WORK TO BE COMPLETED:
Only the number is wanted: how many lines of the data contain "this"?
※
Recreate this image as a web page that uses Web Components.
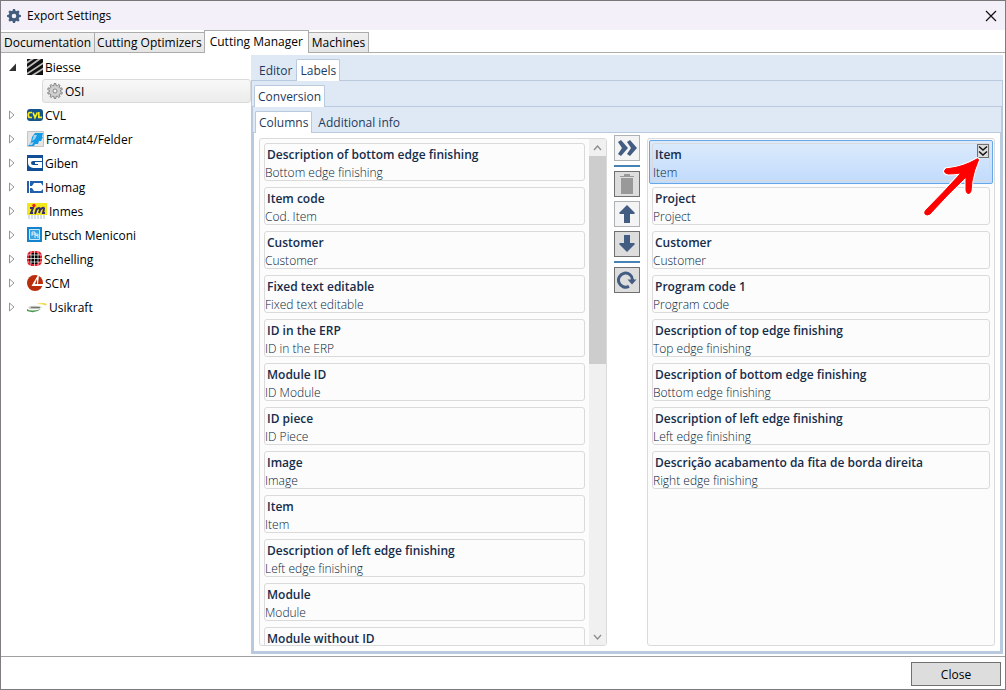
<!DOCTYPE html>
<html lang="en">
<head>
<meta charset="utf-8">
<title>Export Settings</title>
<style>
html, body { margin: 0; height: 100%; }
body { font: 12px/18px "Open Sans", "Noto Sans", sans-serif; color: #000; background: #fff; }
</style>
</head>
<body>
<export-window heading="Export Settings">
  <tab-panel variant="plain" tabs="Documentation|Cutting Optimizers|Cutting Manager|Machines" selected="2">
    <split-view>
      <machine-tree slot="side"></machine-tree>
      <tab-panel tabs="Editor|Labels" selected="1">
        <tab-panel tabs="Conversion" selected="0">
          <tab-panel tabs="Columns|Additional info" selected="0">
            <column-picker>
              <field-list slot="from" scroll>
                <field-card heading="Description of bottom edge finishing">Bottom edge finishing</field-card>
                <field-card heading="Item code">Cod. Item</field-card>
                <field-card heading="Customer">Customer</field-card>
                <field-card heading="Fixed text editable">Fixed text editable</field-card>
                <field-card heading="ID in the ERP">ID in the ERP</field-card>
                <field-card heading="Module ID">ID Module</field-card>
                <field-card heading="ID piece">ID Piece</field-card>
                <field-card heading="Image">Image</field-card>
                <field-card heading="Item">Item</field-card>
                <field-card heading="Description of left edge finishing">Left edge finishing</field-card>
                <field-card heading="Module">Module</field-card>
                <field-card heading="Module without ID"></field-card>
              </field-list>
              <field-list slot="to">
                <field-card heading="Item" selected>Item</field-card>
                <field-card heading="Project">Project</field-card>
                <field-card heading="Customer">Customer</field-card>
                <field-card heading="Program code 1">Program code</field-card>
                <field-card heading="Description of top edge finishing">Top edge finishing</field-card>
                <field-card heading="Description of bottom edge finishing">Bottom edge finishing</field-card>
                <field-card heading="Description of left edge finishing">Left edge finishing</field-card>
                <field-card heading="Descrição acabamento da fita de borda direita">Right edge finishing</field-card>
              </field-list>
            </column-picker>
          </tab-panel>
        </tab-panel>
      </tab-panel>
    </split-view>
  </tab-panel>
</export-window>

<script>
class Base extends HTMLElement {
  connectedCallback() {
    if (this.shadowRoot) return;
    this.attachShadow({ mode: "open" }).innerHTML =
      `<style>*{box-sizing:border-box}button{font:inherit;color:inherit;margin:0;padding:0;border:0;background:none}svg{display:block}${this.css()}</style>${this.html()}`;
  }
}
const gear = (teeth, r1, r2, r3) => {
  let d = "";
  for (let i = 0; i < teeth; i++) {
    const p = (r, o) => {
      const a = (i + o) / teeth * Math.PI * 2 - Math.PI / 2;
      return (8 + r * Math.cos(a)).toFixed(2) + " " + (8 + r * Math.sin(a)).toFixed(2);
    };
    d += `${i ? "L" : "M"}${p(r2, -.28)}L${p(r1, -.2)}L${p(r1, .2)}L${p(r2, .28)}`;
  }
  return d + `ZM${8 - r3} 8a${r3} ${r3} 0 1 0 ${2 * r3} 0a${r3} ${r3} 0 1 0 ${-2 * r3} 0Z`;
};

customElements.define("export-window", class extends Base {
  css() { return `
    :host{display:flex;flex-direction:column;height:100vh;box-sizing:border-box;border:1px solid #7f7b80;border-top-color:#777}
    header{display:flex;align-items:center;gap:6px;height:29px;padding:0 8px 0 6px;background:#f3f0f9;flex:none}
    h1{font:inherit;margin:0;flex:1}
    main{flex:1;min-height:0;display:flex;flex-direction:column}
    footer{flex:none;display:flex;justify-content:flex-end;padding:5px 4px 3px;border-top:1px solid #a0a0a0}
    .close{width:90px;height:24px;padding-top:2px;border:1px solid #707070;background:#ddd}`; }
  html() { return `
    <header><svg width="14" height="14" viewBox="0 0 16 16"><path fill="#435c7d" fill-rule="evenodd" d="${gear(8, 8, 6.3, 2.6)}"/></svg>
      <h1>${this.getAttribute("heading")}</h1>
      <button aria-label="Close window"><svg width="12" height="12" viewBox="0 0 12 12"><path d="M1 1l10 10M11 1L1 11" stroke="#111" stroke-width="1.2"/></svg></button></header>
    <main><slot></slot></main>
    <footer><button class="close">Close</button></footer>`; }
});

customElements.define("tab-panel", class extends Base {
  css() {
    const common = `:host{display:flex;flex-direction:column;flex:1;min-height:0;min-width:0}
      nav{display:flex;align-items:flex-end;flex:none}
      button{white-space:nowrap;flex:none}
      section{flex:1;min-height:0;display:flex;flex-direction:column}`;
    return this.getAttribute("variant") === "plain" ? common + `
      nav{height:23px;border-bottom:1px solid #acacac}
      button{height:20px;padding:0 2px;border:1px solid #acacac;border-bottom:0;background:linear-gradient(#f0f0f0,#e5e5e5);margin-left:-1px}
      button:first-child{margin-left:0;border-left:0;padding:0 3px}
      button[aria-selected=true]{height:23px;padding:0 5px 1px;background:#fff;margin-bottom:-1px;position:relative}
      button:last-child{padding:0 3px}
      section{padding:2px 2px 2px 0}` : common + `
      nav{height:26px;padding-left:2px;background:#dfe9f5;border:solid #b9c9de;border-width:0 0 1px}
      :host{color:#1e395b;background:#fff}
      button{height:22px;padding:2px 3px 0 5px;border:1px solid transparent;border-bottom:0;border-radius:2px 2px 0 0}
      button[aria-selected=true]{padding:1px 3px 0;background:#fff;border-color:#b9c9de;margin-bottom:-1px}
      section{border:solid #b9c9de;border-width:0 1px 1px}`;
  }
  html() {
    return `<nav role="tablist">${this.getAttribute("tabs").split("|").map((t, i) =>
      `<button role="tab" aria-selected="${i == this.getAttribute("selected")}">${t}</button>`).join("")}</nav>
      <section><slot></slot></section>`;
  }
});

customElements.define("split-view", class extends Base {
  css() { return `:host{display:grid;grid-template-columns:250px minmax(0,1fr);flex:1;min-height:0}
    div{display:flex;flex-direction:column;min-height:0;min-width:0}`; }
  html() { return `<div><slot name="side"></slot></div><div><slot></slot></div>`; }
});

const art = {
  Biesse: [16, `<path fill="#111" d="M0 0h16v16H0z"/><path d="M-2 5L7-1M-2 10.500L14-1M-2 16L18 3M3 18L18 8.500" stroke="#bdbdbd" stroke-width="1.800"/>`],
  CVL: [16, `<rect y="2" width="16" height="12" rx="3" fill="#15558c"/><path d="M5 5.500H3Q1.300 5.500 1.300 8T3 10.500H5M6 5.500L8 10.500L10.300 5.500M11.800 5V10.400H15" fill="none" stroke="#f4ed20" stroke-width="1.700"/>`],
  "Format4/Felder": [17, `<path fill="#e4e4e4" stroke="#c4c4c4" d="M.5.500h16v15H.500z"/><path fill="#139be8" d="M8 2h8l-1 4h1l-2 4h-2l-1 3H8l-1 2H1l3-4 1-5z"/><path fill="#a9d3ec" d="M7 4L5 10l3-2 2-4zM3 12l4-1-2 3H2z"/>`],
  Giben: [16, `<path fill="#104f98" d="M0 0h16v16H0z"/><path fill="#fff" d="M1 3h14v3H6q-2 0-2 2t2 2h5V9H8V7h7v6H6q-5-1-5-5z"/>`],
  Homag: [16, `<path fill="#2260ae" d="M0 2h16v12H0z"/><path fill="#fff" d="M2 2h1v5h2l2-3h7l2 3v3l-2 2H7L5 9H3v5H2z"/>`],
  Inmes: [20, `<path fill="#f5e51b" d="M0 0h20v12H0z"/><path d="M3 5h3L4 10h2M8 11l2-6M9 7q4-4 4 0l-1 3M13 7q4-4 4-1l-1 4h2" fill="none" stroke="#343070" stroke-width="2"/><circle cx="7" cy="2.500" r="1.700" fill="#ec2027"/><path d="M1 13h17M1 15h18" stroke="#a9bdd5" stroke-dasharray="2 1"/>`],
  "Putsch Meniconi": [15, `<path fill="#1583cc" d="M0 0h15v15H0z"/><path fill="#3ba3e2" stroke="#c9e9fa" d="M2.500 2.500h10v10h-10z"/><path d="M5 9V5h3v2H5M8 11V7h3v4M8 8l3 1" fill="none" stroke="#fff" stroke-width=".8"/>`],
  Schelling: [15, `<rect width="15" height="15" rx="5" fill="#e0202b"/><path fill="#000" d="M4 2h7v2h2v7h-2v2H5v2H4v-3H2V4h2z"/><path d="M4 0v15M7.500 0v15M11 0v15M0 4h15M0 7.500h15M0 11h15" stroke="#fff" stroke-width=".7"/>`],
  SCM: [16, `<circle cx="8" cy="8" r="8" fill="#b92c0c"/><path fill="#fff" d="M11 0L4.500 11H16V9h-5l1-9z"/><path fill="#b92c0c" d="M10 4v5H8z"/>`],
  Usikraft: [20, `<path d="M0 10q4 3 14 0-6 5-14 2z" fill="#4a9b50"/><path d="M1 8q5-2 10-1l4 1-3 2H3z" fill="#c9cbc5"/><path d="M9 5q8-2 11 0l-2 2q1-2-9-2" fill="#f2d944"/><path d="M4 8.500h9" stroke="#555" stroke-width="1.200" opacity=".7"/>`]
};
customElements.define("machine-tree", class extends Base {
  css() { return `:host{display:block}
    ul{list-style:none;margin:0;padding:0}
    .row{display:flex;align-items:center;height:24px;padding-left:7px;gap:2px}
    .toggle{width:9px;margin-right:8px;height:16px;display:grid;place-items:center start}
    .child{margin-left:41px;padding-left:4px;gap:2px;border:1px solid #dadada;border-radius:3px;background:linear-gradient(#f8f8f8,#ececec)}
    span{padding-top:2px}
    svg{flex:none}`; }
  html() {
    return `<ul role="tree">${Object.entries(art).map(([name, [w, body]], i) => `<li role="treeitem"><div class="row">
      <button class="toggle" aria-label="${i ? "Expand" : "Collapse"} ${name}"><svg width="9" height="10" viewBox="0 0 9 10">${i
        ? `<path d="M1.500 1v8L6 5z" fill="#fff" stroke="#969696"/>` : `<path d="M8 1.500V9H1z" fill="#303030"/>`}</svg></button>
      <svg width="${w}" height="16" viewBox="0 0 ${w} 16">${body}</svg><span>${name}</span></div>${i ? "" :
      `<div class="row child"><svg width="16" height="16" viewBox="0 0 16 16"><path fill="#d0d0d0" stroke="#7d7d7d" stroke-width=".9" fill-rule="evenodd" d="${gear(10, 7.5, 5.6, 2)}"/></svg><span>OSI</span></div>`}</li>`).join("")}</ul>`;
  }
});

customElements.define("column-picker", class extends Base {
  css() { return `:host{flex:1;min-height:0;display:grid;grid-template-columns:minmax(0,1fr) 40px minmax(0,1fr);grid-template-rows:minmax(0,1fr);padding:0 5px 5px}
    .side{display:flex;min-height:0;padding-top:5px}
    .tools{display:flex;flex-direction:column;align-items:center;gap:4px;padding:2px 1px 0 0}
    .tools button{width:26px;height:26px;display:grid;place-items:center;border:1px solid #707070;background:#ddd}
    .tools button.lit{border-color:#adb2b5;background:#f4f4f4}
    hr{width:26px;height:2px;margin:0;border:0;background:#4682b4}
    path{fill:#435c82}`; }
  html() { return `<div class="side"><slot name="from"></slot></div>
    <div class="tools">
      <button class="lit" aria-label="Add"><svg width="20" height="18" viewBox="0 0 20 18"><path d="M1 3l3-2 7 8-7 8-3-2 4-6zM10 3l3-2 7 8-7 8-3-2 4-6z"/></svg></button>
      <hr>
      <button aria-label="Delete"><svg width="14" height="20" viewBox="0 0 14 20"><path style="fill:#999" d="M0 2h4V0h6v2h4v1H0zM1 4h12v16H1z"/></svg></button>
      <button class="lit" aria-label="Move up"><svg width="16" height="18" viewBox="0 0 16 18"><path d="M8 0l8 8-1 1h-4v9H5V9H1L0 8z"/></svg></button>
      <button aria-label="Move down"><svg width="16" height="18" viewBox="0 0 16 18"><path d="M8 17l8-8-1-1h-4V0H5v8H1L0 9z"/></svg></button>
      <hr>
      <button aria-label="Reload"><svg width="20" height="18" viewBox="0 0 20 18"><path style="fill:none;stroke:#435c82;stroke-width:3" d="M12 15.200A7 7 0 1 1 15.500 9"/><path d="M10.500 8.500h9L15 13.500z"/></svg></button>
    </div>
    <div class="side"><slot name="to"></slot></div>`; }
});

customElements.define("field-list", class extends Base {
  css() { return `:host{flex:1;min-width:0;min-height:0;display:flex;border:1px solid #dadada;border-radius:3px;background:#fcfcfc}
    .items{flex:1;min-width:0;overflow:hidden;padding:1px}
    .bar{width:17px;display:flex;flex-direction:column;background:#f0f0f0;flex:none}
    .bar button{height:17px;display:grid;place-items:center;flex:none}
    .track{flex:1}.thumb{height:44%;background:#cdcdcd}
    path{fill:none;stroke:#8c8c8c;stroke-width:1.300}`; }
  html() { return `<div class="items" role="listbox"><slot></slot></div>${this.hasAttribute("scroll") ? `<div class="bar">
    <button aria-label="Scroll up"><svg width="9" height="6" viewBox="0 0 9 6"><path d="M1 5l3.500-4L8 5"/></svg></button>
    <div class="track"><div class="thumb"></div></div>
    <button aria-label="Scroll down"><svg width="9" height="6" viewBox="0 0 9 6"><path d="M1 1l3.500 4L8 1"/></svg></button></div>` : ""}`; }
});

customElements.define("field-card", class extends Base {
  css() { return `:host{display:block;padding:3px;height:44px;box-sizing:border-box;position:relative}
    :host([selected]){padding:2px;border:1px solid #66a7e8;border-radius:2px;background:linear-gradient(#dcebfc,#c1dbfc)}
    article{height:38px;border:1px solid #dadada;border-radius:3px;padding-top:2px}
    h2{font-size:12px;line-height:18px;font-weight:600;margin:0;padding-left:2px;color:#152c4b}
    p{margin:0;font-weight:300;line-height:18px;color:#061c3a}
    .more{position:absolute;right:3px;top:3px;width:12px;height:14px;display:grid;place-items:center;border:1px solid #707070;background:#ddd}
    .arrow{position:absolute;right:9px;top:15px;z-index:1;pointer-events:none}
    .arrow path{stroke-linejoin:round}
    .halo{fill:#fff;stroke:#fff;stroke-width:3}.ink{fill:#f00;stroke:#f00;stroke-width:1}`; }
  html() {
    const arrow = "M54 3Q55 2 55.500 4Q51 14 49 25L48 35Q47 38 45 37.500Q43 37 43 34V21Q24 39 7 58Q4 60 2 58Q1 56 3 54Q20 37 38 17Q31 18 25 18Q21 17 21.500 15Q22 12 26 12.500Q40 11 54 3Z";
    return `<article><h2>${this.getAttribute("heading")}</h2><p><slot></slot></p></article>${this.hasAttribute("selected") ? `
    <button class="more" aria-label="More"><svg width="10" height="12" viewBox="0 0 10 12"><path d="M1 1.500l4 3.500 4-3.500M1 6.500L5 10l4-3.500" fill="none" stroke="#111" stroke-width="1.500"/></svg></button>
    <svg class="arrow" width="60" height="62" viewBox="0 0 60 62"><path class="halo" d="${arrow}"/><path class="ink" d="${arrow}"/></svg>` : ""}`;
  }
});
</script>
</body>
</html>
※
EXERCISE ANSWER:
10